== Records for processing ==
--- begin ---

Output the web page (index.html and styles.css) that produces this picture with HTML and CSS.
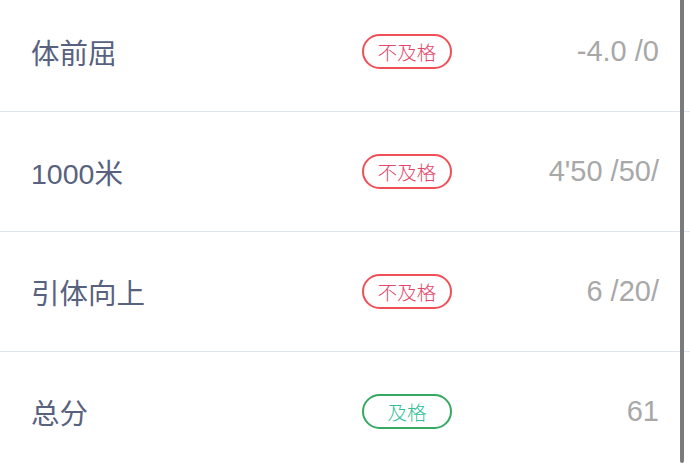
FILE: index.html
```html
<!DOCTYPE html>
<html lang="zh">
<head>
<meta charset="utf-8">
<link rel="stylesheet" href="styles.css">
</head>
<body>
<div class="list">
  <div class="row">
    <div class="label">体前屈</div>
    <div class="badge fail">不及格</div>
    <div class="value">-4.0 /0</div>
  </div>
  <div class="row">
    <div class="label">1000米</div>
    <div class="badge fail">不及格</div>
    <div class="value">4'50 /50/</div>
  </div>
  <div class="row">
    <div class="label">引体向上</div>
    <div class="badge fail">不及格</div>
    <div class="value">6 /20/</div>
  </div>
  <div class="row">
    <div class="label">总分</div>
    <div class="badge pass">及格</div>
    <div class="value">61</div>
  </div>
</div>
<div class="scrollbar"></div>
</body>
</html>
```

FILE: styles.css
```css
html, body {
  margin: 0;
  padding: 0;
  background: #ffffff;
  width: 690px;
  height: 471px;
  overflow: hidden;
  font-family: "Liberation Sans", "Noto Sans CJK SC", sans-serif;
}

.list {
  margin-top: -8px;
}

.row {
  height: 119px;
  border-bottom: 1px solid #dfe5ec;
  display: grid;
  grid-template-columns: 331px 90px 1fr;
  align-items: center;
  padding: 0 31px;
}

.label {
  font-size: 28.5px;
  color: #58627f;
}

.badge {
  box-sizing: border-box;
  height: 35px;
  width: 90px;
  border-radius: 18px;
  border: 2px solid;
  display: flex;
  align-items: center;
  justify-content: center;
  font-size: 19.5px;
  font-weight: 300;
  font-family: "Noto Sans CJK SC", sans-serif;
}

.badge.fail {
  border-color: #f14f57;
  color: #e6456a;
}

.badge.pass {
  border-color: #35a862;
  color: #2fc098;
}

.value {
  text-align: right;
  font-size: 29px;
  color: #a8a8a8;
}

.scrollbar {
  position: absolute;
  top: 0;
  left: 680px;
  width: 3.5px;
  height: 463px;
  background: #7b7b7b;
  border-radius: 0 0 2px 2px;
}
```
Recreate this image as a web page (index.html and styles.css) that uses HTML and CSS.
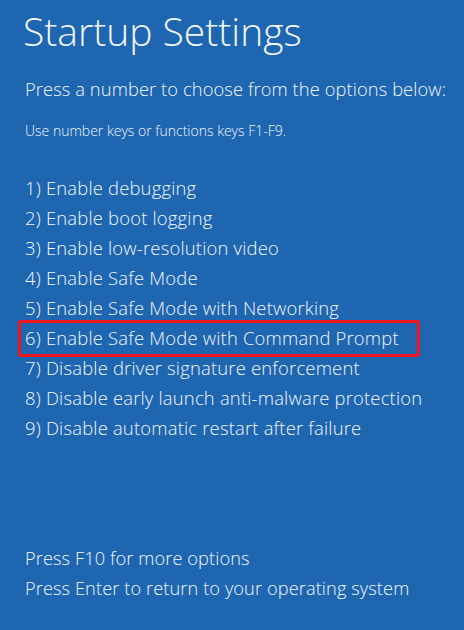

--- end ---
--- begin ---

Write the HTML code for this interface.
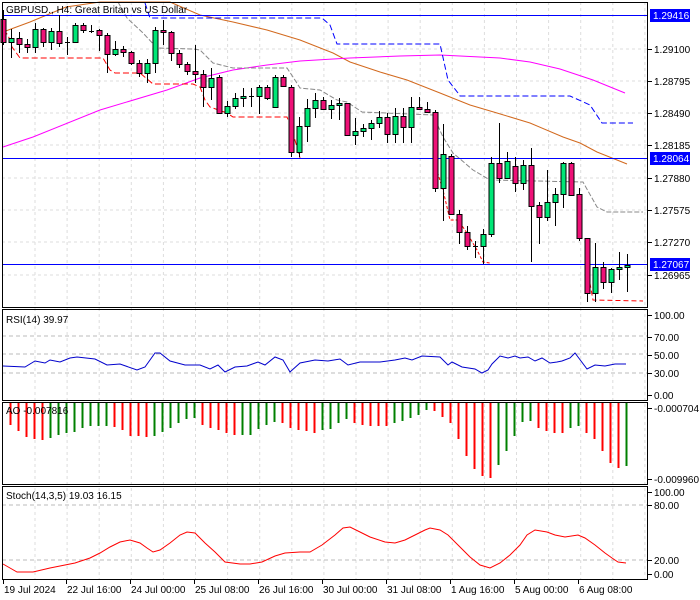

--- end ---

== Job ==
Search the data for "styles". Copy every line that has it.

== Answer to the task ==
Output the web page (index.html and styles.css) that produces this picture with HTML and CSS.
<link rel="stylesheet" href="styles.css">
FILE: styles.css
Recreate this image as a web page (index.html and styles.css) that uses HTML and CSS.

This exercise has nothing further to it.